What Is a Closing Statement?
A closing statement is a document that records the details of a financial transaction. A home buyer who finances the purchase will receive a closing statement from the bank, while the home seller will receive one from the real estate agent who handled the sale. All loans are accompanied by closing statements, though they vary in complexity.
- A mortgage closing statement lists all of the costs and fees associated with the loan as well as the total amount and payment schedule.
- A closing statement or credit agreement is provided with any type of loan, often with the application itself.
- A seller's closing disclosure is prepared by a settlement agent and lists all commissions and costs in addition to the net total to be paid to the seller.
Understanding the Closing Statement
When financing a home purchase, buyers can expect to see a loan estimate within three days of applying for a mortgage. Prior to closing, the buyer will receive the final closing disclosure. If you are the seller, you'll receive a similar closing disclosure that reflects your information along with your rights and obligations as the seller.
The Mortgage Closing Statement
Reading and accepting the final closing disclosure is one of the last steps a borrower must take before signing on the dotted line and accepting the money for a mortgage or refinancing.
The final closing disclosure is preceded by the loan estimate, which estimates the various fees and additional charges that the borrower will face at closing. The final closing disclosure should not vary significantly from the initial loan estimate.
The loan estimate should be received within three days of submitting the loan application.

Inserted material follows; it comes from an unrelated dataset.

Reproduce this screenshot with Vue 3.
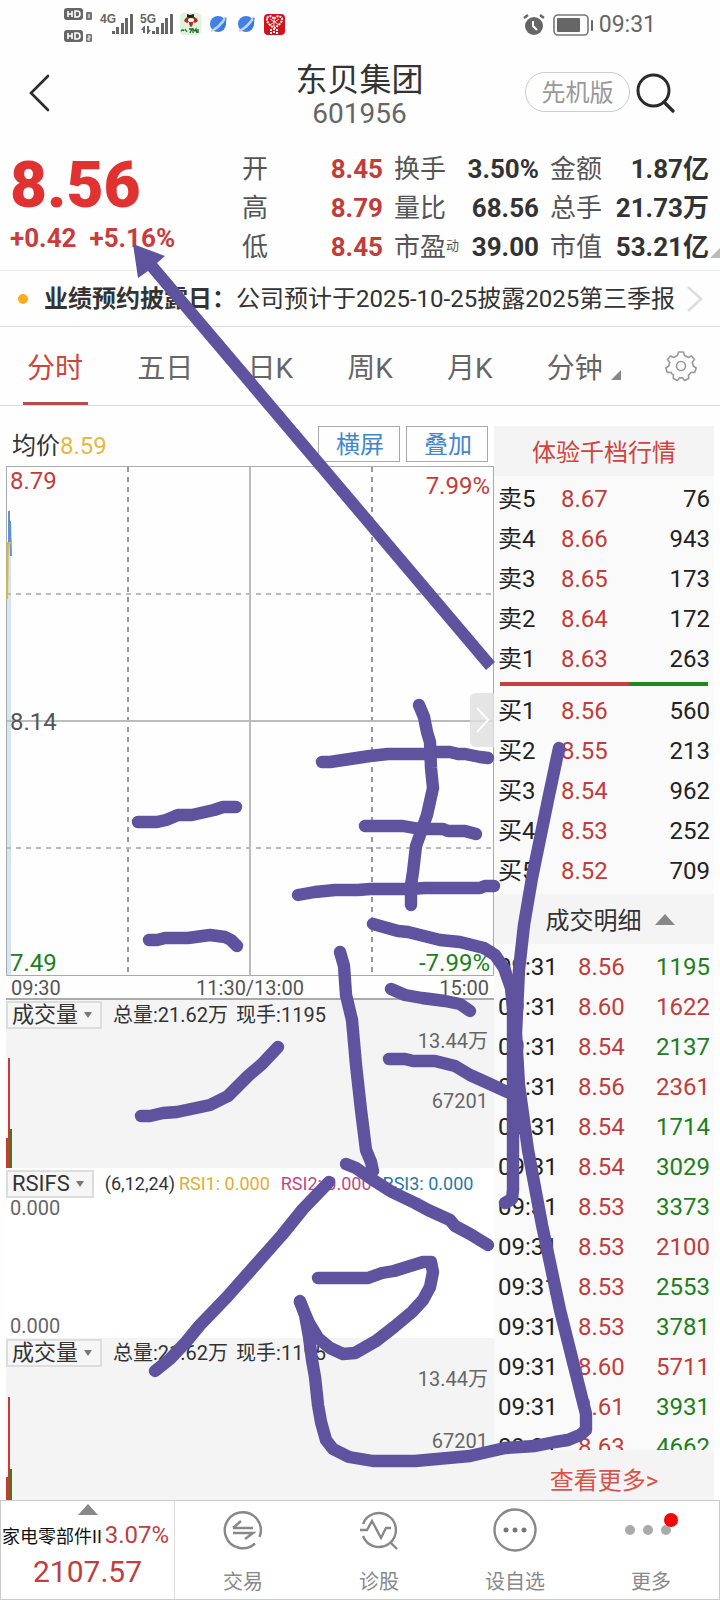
<script setup>
const quotes = [
  ['开', '8.45', '换手', '3.50%', '金额', '1.87亿'],
  ['高', '8.79', '量比', '68.56', '总手', '21.73万'],
  ['低', '8.45', '市盈', '39.00', '市值', '53.21亿'],
]
const tabs = ['分时', '五日', '日K', '周K', '月K']
const sells = [
  ['卖5', '8.67', '76'],
  ['卖4', '8.66', '943'],
  ['卖3', '8.65', '173'],
  ['卖2', '8.64', '172'],
  ['卖1', '8.63', '263'],
]
const buys = [
  ['买1', '8.56', '560'],
  ['买2', '8.55', '213'],
  ['买3', '8.54', '962'],
  ['买4', '8.53', '252'],
  ['买5', '8.52', '709'],
]
const trades = [
  ['8.56', '1195', 'down'],
  ['8.60', '1622', 'up'],
  ['8.54', '2137', 'down'],
  ['8.56', '2361', 'up'],
  ['8.54', '1714', 'down'],
  ['8.54', '3029', 'down'],
  ['8.53', '3373', 'down'],
  ['8.53', '2100', 'up'],
  ['8.53', '2553', 'down'],
  ['8.53', '3781', 'down'],
  ['8.60', '5711', 'up'],
  ['8.61', '3931', 'down'],
  ['8.63', '4662', 'down'],
]
const strokes = [
  '322,762 330,762 350,759 370,756 388,754 425,754 432,752 450,752 458,754 465,754 480,757 488,758',
  '419,705 424,717 427,732 430,742 431,768 433,788 427,815 416,846 413,872 411,885 411,905',
  '365,826 403,826 420,829 443,829 448,831 465,831 476,834',
  '298,895 315,892 335,890 358,890 370,889 410,889 425,888 480,888 485,886 494,886',
  '138,822 157,822 166,820 178,815 192,815 214,810 223,807 236,807',
  '149,940 157,940 165,938 188,938 210,935 225,937 231,940 237,946',
  '340,952 344,966 346,995 352,1020 356,1065 361,1110 366,1150 371,1162 373,1171',
  '373,924 398,931 408,932 440,940 460,942 484,948 495,955 504,968 511,988 513,1010 513,1190 512,1199 505,1203',
  '391,989 405,995 422,998 445,1001 460,1004 470,1011',
  '389,1059 405,1059 413,1061 435,1061 455,1066 470,1075 490,1084 507,1092',
  '346,1164 356,1168 370,1178 392,1192 415,1203 428,1210 450,1220 455,1226 470,1234 488,1245',
  '559,748 548,800 532,878 524,925 519,970 516,1033 519,1085 528,1150 542,1225 560,1310 580,1390 586,1414 586,1430 580,1435 568,1440 555,1442 535,1446 505,1448 470,1456 415,1461 373,1461 349,1457 333,1449 326,1440 321,1422 318,1405 315,1377 312,1360 309,1337 305,1315 300,1301',
  '318,1278 368,1278 382,1273 394,1271 423,1262 431,1262 433,1272 430,1287 423,1300 412,1312 394,1327 376,1341 355,1353 343,1354 330,1348 318,1338 309,1323 300,1302',
  '329,1182 303,1209 282,1235 227,1297 200,1325 186,1342 170,1359 155,1371',
  '141,1116 150,1116 163,1113 177,1112 210,1105 228,1096 248,1076 262,1064 278,1047',
]
</script>

<template>
  <div class="app">
    <div class="status">
      <div class="left">
        <svg class="hd" width="30" height="36" viewBox="0 0 30 36">
          <rect x="0" y="0" width="19" height="12" rx="3" fill="#666" />
          <rect x="0" y="22" width="19" height="12" rx="3" fill="#666" />
          <rect x="22" y="4" width="6" height="8" rx="1" fill="#777" />
          <rect x="22" y="26" width="6" height="8" rx="1" fill="#777" />
          <path d="M4 3v6M4 6h4M8 3v6M11 3v6h2q3 0 3-3t-3-3zM4 25v6M4 28h4M8 25v6M11 25v6h2q3 0 3-3t-3-3z" fill="none" stroke="#fff" stroke-width="1.6" />
          <path d="M25 6v4M24 28h2v2h-2v2h2" fill="none" stroke="#fff" stroke-width="1" />
        </svg>
        <div class="sig">
          <span>4G</span>
          <svg width="34" height="22" viewBox="0 0 34 22" fill="#666"><path d="M12 18h3v3h-3zM16 14h3v7h-3zM21 10h3v11h-3zM25 5h3v16h-3zM30 1h3v20h-3z" /></svg>
        </div>
        <div class="sig">
          <span>5G</span>
          <svg width="34" height="22" viewBox="0 0 34 22" fill="#666"><path d="M12 18h3v3h-3zM16 14h3v7h-3zM21 10h3v11h-3zM25 5h3v16h-3zM30 1h3v20h-3zM1 17l3-4h1v7H3v-3zM7 13h2v4h2l-3 4H7z" /></svg>
        </div>
        <svg class="a1" width="21" height="22" viewBox="0 0 21 22">
          <rect width="21" height="22" rx="4" fill="#dcf3dc" /><path d="M4 8q2-5 7-4q5-1 7 4l-3 2-2-1q0 4-2 5q-2-1-2-5L7 10z" fill="#b32a20" /><path d="M7 1l3 1 4-1v3l-4 1-3-1z" fill="#222" /><ellipse cx="11" cy="7" rx="3" ry="2" fill="#fff" />
          <path d="M1 18q2-2 3 0M5 16l2 3M9 16h3l-2 4M13 20v-4l2 2 1-2 1 4M18 16v4" fill="none" stroke="#207028" stroke-width="1.3" />
        </svg>
        <svg v-for="n in 2" :key="n" class="planet" width="18" height="18" viewBox="0 0 18 18">
          <circle cx="8" cy="9" r="8" fill="#447fe5" /><path d="M1 16Q9 13 16 2" fill="none" stroke="#bcd5ff" stroke-width="2.4" /><path d="M10 15Q16 11 16 3" fill="none" stroke="#2f69d0" stroke-width="1" />
        </svg>
        <svg class="a4" width="21" height="21" viewBox="0 0 21 21">
          <rect width="21" height="21" rx="4" fill="#cf151b" /><path d="M3 4q4-4 7 1q4-5 8-1q1 5-8 10Q2 9 3 4zM7 15v5M10 14v6M13 15v5" fill="none" stroke="#fff" stroke-width="2" stroke-dasharray="2 1" /><path d="M6 5l9 6M15 5l-9 6M10 4v9" stroke="#ffdede" />
        </svg>
      </div>
      <div class="right">
        <svg width="22" height="22" viewBox="0 0 22 22">
          <circle cx="11" cy="12" r="9" fill="#666" /><path d="M10 7v5l4 4" fill="none" stroke="#fff" stroke-width="2" /><path d="M1 4l4-3M21 4l-4-3" stroke="#666" stroke-width="2.4" />
        </svg>
        <svg width="40" height="22" viewBox="0 0 40 22">
          <rect x="1" y="1" width="34" height="20" rx="4" fill="none" stroke="#777" stroke-width="1.6" /><rect x="4" y="4" width="23" height="14" rx="1" fill="#666" /><rect x="38" y="6" width="2" height="11" rx="1" fill="#666" />
        </svg>
        <span class="clock">09:31</span>
      </div>
    </div>

    <header class="head">
      <button class="back" aria-label="返回">
        <svg width="22" height="40" viewBox="0 0 22 40"><path d="M19 3L2 20L19 37" fill="none" stroke="#2a2a2a" stroke-width="2.6" stroke-linecap="round" /></svg>
      </button>
      <div class="title"><h1>东贝集团</h1><p>601956</p></div>
      <div class="tools">
        <button class="pill">先机版</button>
        <button class="find" aria-label="搜索">
          <svg width="40" height="42" viewBox="0 0 40 42"><circle cx="17.500" cy="18.500" r="15.500" fill="none" stroke="#2a2a2a" stroke-width="3" /><path d="M28 30L37 39" stroke="#2a2a2a" stroke-width="3.4" stroke-linecap="round" /></svg>
        </button>
      </div>
    </header>

    <section class="quote">
      <div class="now">
        <strong>8.56</strong>
        <div class="chg"><span>+0.42</span><span>+5.16%</span></div>
      </div>
      <div class="stats">
        <template v-for="(q, i) in quotes" :key="i">
          <span class="k">{{ q[0] }}</span><b class="up">{{ q[1] }}</b>
          <span class="k two">{{ q[2] }}<small v-if="i === 2">动</small></span><b>{{ q[3] }}</b>
          <span class="k two">{{ q[4] }}</span><b>{{ q[5] }}</b>
        </template>
      </div>
      <i class="corner"></i>
    </section>

    <a class="news" href="#">
      <i class="dot"></i><b>业绩预约披露日：</b><span>公司预计于2025-10-25披露2025第三季报</span>
      <svg width="18" height="28" viewBox="0 0 18 28"><path d="M2 2L15 14L2 26" fill="none" stroke="#ddd" stroke-width="2.600" /></svg>
    </a>

    <nav class="tabs">
      <button v-for="(t, i) in tabs" :key="t" :class="{ on: i === 0 }">{{ t }}</button>
      <button class="minute">分钟<svg width="10" height="10" viewBox="0 0 10 10"><path d="M10 0V10H0z" fill="#888" /></svg></button>
      <button class="setup" aria-label="设置">
        <svg width="32" height="32" viewBox="0 0 32 32" fill="none" stroke="#999" stroke-width="1.600" stroke-linejoin="round">
          <path d="M12.500 5.500L13.500 2h5l1 3.500q2 .6 3.500 2l3.500-1.600 3 3.600-2.300 3q1 1.700 1 3.500l3 2-1.500 4.500-3.700-.2q-1 1.700-2.500 2.700l.3 3.500-4.300 2-2-2.800q-1.500.3-3 0l-2 2.800-4.300-2 .3-3.500q-1.500-1-2.500-2.700l-3.700.2L.8 18l3-2q0-1.800 1-3.500l-2.300-3 3-3.600L9 7.500q1.500-1.400 3.500-2z" /><circle cx="16" cy="16" r="4.500" />
        </svg>
      </button>
    </nav>

    <main class="body">
      <div class="charts">
        <div class="avg">
          <span>均价<em>8.59</em></span>
          <button>横屏</button><button>叠加</button>
        </div>
        <div class="plot">
          <svg viewBox="0 0 488 510" preserveAspectRatio="none" fill="none">
            <path d="M0 150L3 50L5 80V509H0z" fill="#d3e6f5" />
            <path d="M122 1V506M366 1V506" stroke="#999" stroke-width="2" stroke-dasharray="5 5" />
            <path d="M0 128H488M0 382H488" stroke="#bbb" stroke-width="2" stroke-dasharray="5 5" />
            <path d="M244 0V510M0 255H488" stroke="#bcbcbc" stroke-width="2" />
            <path d="M.5 .5H487.500V509.500H.5z" stroke="#aaa" />
            <path d="M3 45V78M4 55L5 90" stroke="#5f95cf" stroke-width="2" />
            <path d="M1 133L2 77H6" stroke="#dbb83c" stroke-width="2" />
          </svg>
          <span class="up tl">8.79</span><span class="up tr">7.99%</span>
          <span class="ml">8.14</span>
          <span class="down bl">7.49</span><span class="down br">-7.99%</span>
          <button class="fold" aria-label="收起"><svg width="16" height="28" viewBox="0 0 16 28"><path d="M2 2L13 14L2 26" fill="none" stroke="#fff" stroke-width="2" /></svg></button>
        </div>
        <div class="times"><span>09:30</span><span>11:30/13:00</span><span>15:00</span></div>

        <section v-for="n in 2" :key="n" :class="['vol', 'vol' + n]">
          <div class="legend"><button class="pick">成交量<i></i></button><span>总量:21.62万</span><span>现手:1195</span></div>
          <p class="max">13.44万</p><p class="mid">67201</p>
          <div class="bars"><i></i><i></i><i></i></div>
        </section>

        <section class="rsi">
          <div class="legend"><button class="pick">RSIFS<i></i></button><span>(6,12,24)</span><span class="r1">RSI1: 0.000</span><span class="r2">RSI2: 0.000</span><span class="r3">RSI3: 0.000</span></div>
          <p>0.000</p><p>0.000</p>
        </section>
      </div>

      <aside class="book">
        <button class="cap promo">体验千档行情</button>
        <div class="depth">
          <div v-for="r in sells" :key="r[0]" class="row"><span>{{ r[0] }}</span><span class="up">{{ r[1] }}</span><span>{{ r[2] }}</span></div>
          <div class="ratio"><i></i><i></i></div>
          <div v-for="r in buys" :key="r[0]" class="row"><span>{{ r[0] }}</span><span class="up">{{ r[1] }}</span><span>{{ r[2] }}</span></div>
        </div>
        <button class="cap detail">成交明细<i class="tri"></i></button>
        <div class="ticks">
          <div v-for="(r, i) in trades" :key="i" class="row deal"><span>09:31</span><span class="up">{{ r[0] }}</span><span :class="r[2]">{{ r[1] }}</span></div>
        </div>
        <a class="cap more" href="#">查看更多&gt;</a>
      </aside>
    </main>

    <footer class="bottom">
      <a class="sector" href="#">
        <i class="tri"></i>
        <span class="line">家电零部件II<em>3.07%</em></span>
        <strong>2107.57</strong>
      </a>
      <button>
        <svg width="44" height="44" viewBox="0 0 44 44" fill="none" stroke="#888" stroke-width="2.400"><path d="M38.500 29A18 18 0 1 0 34 35.500" /><path d="M12 20H32M12 20L20 13M12 25H32L24 31M12 20H20" /></svg>
        <span>交易</span>
      </button>
      <button>
        <svg width="44" height="44" viewBox="0 0 44 44" fill="none" stroke="#888" stroke-width="2.400"><path d="M6 16A17 17 0 1 1 6 28M33 34L40 41" /><path d="M3 22H10L15 13L24 30L29 20H34" /></svg>
        <span>诊股</span>
      </button>
      <button>
        <svg width="44" height="44" viewBox="0 0 44 44"><circle cx="22" cy="22" r="20.500" fill="none" stroke="#888" stroke-width="2.400" /><g fill="#777"><circle cx="13" cy="22" r="2.500" /><circle cx="22" cy="22" r="2.500" /><circle cx="31" cy="22" r="2.500" /></g></svg>
        <span>设自选</span>
      </button>
      <button>
        <svg width="60" height="44" viewBox="0 0 60 44"><g fill="#aaa"><circle cx="9" cy="22" r="5" /><circle cx="27" cy="22" r="5" /><circle cx="45" cy="22" r="5" /></g><circle cx="50" cy="12" r="7" fill="#f00" /></svg>
        <span>更多</span>
      </button>
    </footer>

    <svg class="ink" viewBox="0 0 720 1600" fill="none" stroke="#5f539f" stroke-width="12.400" stroke-linecap="round" stroke-linejoin="round">
      <polyline v-for="s in strokes" :key="s" :points="s" />
      <polygon points="133,244 165,256 157,263 495,662 486,670 148,271 138,278" fill="#5f539f" stroke="none" />
    </svg>
  </div>
</template>

<style>
body { margin: 0; background: #fefefe; }
</style>

<style scoped>
.app { position: relative; font: 24px/32px Roboto, "Noto Sans CJK SC", sans-serif; color: #333; background: #fefefe; overflow: hidden; }
.app * { box-sizing: border-box; }
button { font: inherit; color: inherit; background: none; border: 0; padding: 0; margin: 0; }
a { color: inherit; text-decoration: none; }
h1, p { margin: 0; font-weight: 400; }
em, i { font-style: normal; }
svg { display: block; flex: none; }
.up { color: #c23c3a; }
.down { color: #1c801c; }

.status { display: flex; justify-content: space-between; height: 50px; padding: 0 64px; }
.left, .right { display: flex; }
.hd { margin-top: 8px; }
.sig { position: relative; margin: 13px 0 0 6px; }
.sig span { position: absolute; left: 0; top: 0; font: 700 12px/12px "Liberation Sans", sans-serif; color: #666; }
.a1 { margin: 13px 0 0 6px; }
.planet { margin: 15px 0 0 9px; }
.planet + .planet { margin-left: 10px; }
.a4 { margin: 14px 0 0 8px; }
.right { align-items: center; gap: 6px; }
.right svg:first-child { margin-right: 2px; }
.clock { font-size: 23px; line-height: 50px; color: #666; }

.head { display: grid; grid-template-columns: 1fr auto 1fr; height: 86px; padding: 0 44px 0 29px; align-items: start; }
.back { width: 22px; margin-top: 23px; }
.title { text-align: center; padding-left: 14px; }
.title h1 { font-size: 32px; line-height: 40px; padding-top: 10px; }
.title p { font-size: 28px; line-height: 28px; color: #666; }
.tools { display: flex; justify-content: flex-end; gap: 6px; }
.pill { width: 105px; height: 40px; margin-top: 22px; border: 1px solid #ccc; border-radius: 20px; font-size: 24px; line-height: 40px; color: #999; }
.find { margin-top: 22px; }

.quote { position: relative; display: flex; height: 134px; padding: 14px 11px 0 10px; }
.now { flex: 1; color: #c83c3c; font-weight: 700; }
.now strong { display: block; font-size: 64px; line-height: 72px; color: #e13232; }
.chg { display: flex; gap: 13px; font-size: 26px; line-height: 32px; white-space: nowrap; }
.stats { display: grid; grid-template-columns: 67px 74px 70px 86px 80px 90px; font-size: 26px; grid-auto-rows: 39px; line-height: 39px; white-space: nowrap; }
.stats b { text-align: right; }
.k { color: #555; }
.two { padding-left: 11px; }
.k small { font-size: 13px; line-height: 13px; vertical-align: 6px; }
.stats b:nth-of-type(3n) { margin-left: -20px; }
.corner { position: absolute; right: 0; bottom: 12px; border: 5px solid transparent; border-right-color: #bbb; border-bottom-color: #bbb; }

.news { display: flex; align-items: center; height: 57px; border-top: 1px solid #eee; border-bottom: 1px solid #ddd; padding: 0 16px 0 18px; white-space: nowrap; }
.dot { width: 10px; height: 10px; margin-right: 16px; border-radius: 50%; background: #fbad1c; }
.news svg { margin-left: auto; }

.tabs { display: flex; justify-content: space-between; height: 79px; padding: 0 23px; border-bottom: 1px solid #ddd; font-size: 28px; color: #666; }
.tabs button { padding: 6px 5px 0 4px; }
.tabs .on { color: #cf4340; background: linear-gradient(#b94c4a, #b94c4a) bottom / 100% 3px no-repeat; }
.tabs .minute { display: flex; align-items: center; gap: 8px; }
.minute svg { margin-top: 12px; }
.tabs .setup { padding: 0; margin-left: -6px; }

.body { display: flex; padding: 20px 6px 0; height: 1094px; }
.charts { flex: 1; display: flex; flex-direction: column; min-width: 0; }
.avg { display: flex; gap: 6px; height: 40px; padding: 0 6px 4px; line-height: 40px; }
.avg span { flex: 1; }
.avg em { color: #e4b93e; }
.avg button { width: 82px; border: 1px solid #aaa; color: #4486c9; line-height: 36px; padding-left: 2px; }
.plot { position: relative; height: 510px; }
.plot > svg { width: 100%; height: 100%; }
.plot span { position: absolute; line-height: 28px; }
.tl { left: 4px; top: 1px; } .tr { right: 4px; top: 6px; } .ml { left: 4px; top: 242px; color: #555; }
.bl { left: 4px; bottom: -1px; } .br { right: 4px; bottom: -1px; }
.fold { position: absolute; right: 0; top: 227px; width: 24px; height: 54px; background: #dededecc; border-radius: 6px 0 0 6px; padding-left: 5px; }
.times { display: grid; grid-template-columns: 1fr auto 1fr; height: 24px; padding: 0 5px; font-size: 20px; line-height: 24px; color: #555; border-bottom: 2px solid #aaa; }
.times span:last-child { text-align: right; }
.vol { position: relative; display: flex; flex-direction: column; align-items: stretch; height: 168px; background: #f4f4f4; color: #666; font-size: 20px; }
.legend { display: flex; align-items: center; height: 28px; padding-top: 1px; font-size: 20px; line-height: 28px; color: #333; white-space: nowrap; }
.legend span { margin-right: 8px; }
.pick { display: flex; align-items: center; gap: 6px; height: 28px; padding: 0 8px 0 4px; margin-right: 11px; border: 2px solid #ddd; background: #f6f6f6; font-size: 22px; line-height: 24px; }
.pick i { border: 4px solid transparent; border-top: 6px solid #777; border-bottom: 0; }
.vol p { text-align: right; padding-right: 6px; line-height: 24px; }
.vol .max { margin-top: 1px; }
.vol .mid { margin-top: 36px; }
.bars { position: absolute; left: 0; bottom: 0; display: flex; align-items: flex-end; }
.bars i { width: 2px; height: 30px; background: #c23c34; }
.bars i:nth-child(2) { height: 110px; }
.bars i:nth-child(3) { height: 39px; background: #3d7a1c; }
.vol2 { order: 3; flex: 1; height: auto; }
.vol2 .bars i:first-child { height: 23px; }
.vol2 .bars i:nth-child(2) { height: 103px; }
.vol2 .bars i:nth-child(3) { height: 31px; }
.vol2 .mid { margin-top: 38px; }
.rsi { order: 2; height: 170px; display: flex; flex-direction: column; font-size: 20px; line-height: 24px; color: #666; background: #fff; }
.rsi .legend { padding-top: 3px; height: 28px; font-size: 18px; }
.rsi .legend span { margin-right: 4px; }
.rsi .legend .r1, .rsi .legend .r2 { margin-right: 11px; }
.rsi p { padding-left: 4px; }
.rsi p:last-child { margin-top: auto; }
.r1 { color: #e2ac35; } .r2 { color: #bd4a83; } .r3 { color: #2878a3; }

.book { display: flex; flex-direction: column; width: 220px; background: #fafafa; color: #222; }
.cap { display: flex; justify-content: center; align-items: center; height: 50px; flex: none; padding-top: 3px; background: #f4f4f4; color: #333; }
.promo { color: #d04340; }
.depth { height: 418px; padding: 3px 4px 0; }
.row { display: grid; grid-template-columns: 63px 1fr auto; height: 40px; line-height: 40px; }
.deal { grid-template-columns: 80px 1fr auto; }
.ratio { display: flex; height: 12px; padding: 3px 2px 5px; }
.ratio i { flex: 129; background: #c8403e; }
.ratio i + i { flex: 79; background: #1c8a1c; }
.detail { gap: 13px; padding-left: 12px; }
.tri { border: 10px solid transparent; border-top: 0; border-bottom: 11px solid #888; }
.detail .tri { margin-bottom: 3px; }
.ticks { flex: 1; padding: 3px 4px 0; overflow: hidden; min-height: 0; }
.more { color: #d95448; padding-top: 12px; }

.bottom { display: flex; height: 100px; border: 1px solid #ccc; background: #fff; }
.bottom button { flex: 1; display: flex; flex-direction: column; align-items: center; font-size: 20px; line-height: 24px; color: #888; padding-top: 7px; }
.bottom button span { margin-top: 18px; }
.sector { width: 174px; border-right: 1px solid #ddd; display: flex; flex-direction: column; align-items: center; padding-top: 3px; color: #111; }
.line { align-self: flex-start; padding-left: 1px; margin-top: 4px; font-size: 18px; line-height: 32px; white-space: nowrap; }
.line em { font-size: 24px; margin-left: 3px; color: #bd3f3f; }
.sector strong { font-weight: 400; font-size: 30px; line-height: 38px; color: #bd3f3f; }
.ink { position: absolute; left: 0; top: 0; width: 100%; pointer-events: none; }
</style>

The final closing disclosure must be given to the borrower at least three business days before closing. It contains a detailed list of every fee and charge that the borrower will be required to pay, and to whom it will be paid. The gross amount due will be adjusted to reflect any costs already paid by the borrower.
The final disclosure will even present all of those figures side by side with the initial loan estimate for easy comparison. It will also include the details of the loan, including the interest rate, the amount of the monthly payments, and the payment schedule.
Other Loan Closing Statements
Virtually any other type of loan comes with its own closing statement. This document may also be called a settlement sheet or credit agreement.
In a revolving credit loan such as a new credit card or a bank line of credit, the closing details are usually reported in the credit application, with the borrower's signature indicating agreement in advance to the lending terms.
A more complex document is commonly used for personal loans that involve a large lump sum, with or without collateral.
The Sellers' Closing Statement
The seller will receive the final closing documents, including the closing disclosure, from a settlement agent working with the title company selected to close the transaction. This will list all of the commissions and fees to be paid, and any credits that will be offset against them. The bottom line figure is how much the seller will receive once the transaction is finalized.
The Consumer Financial Protection Bureau requires that the seller receive this statement. The details may vary from state to state, though many real estate agents nationwide have adopted a template developed by a trade group, the American Land Title Association.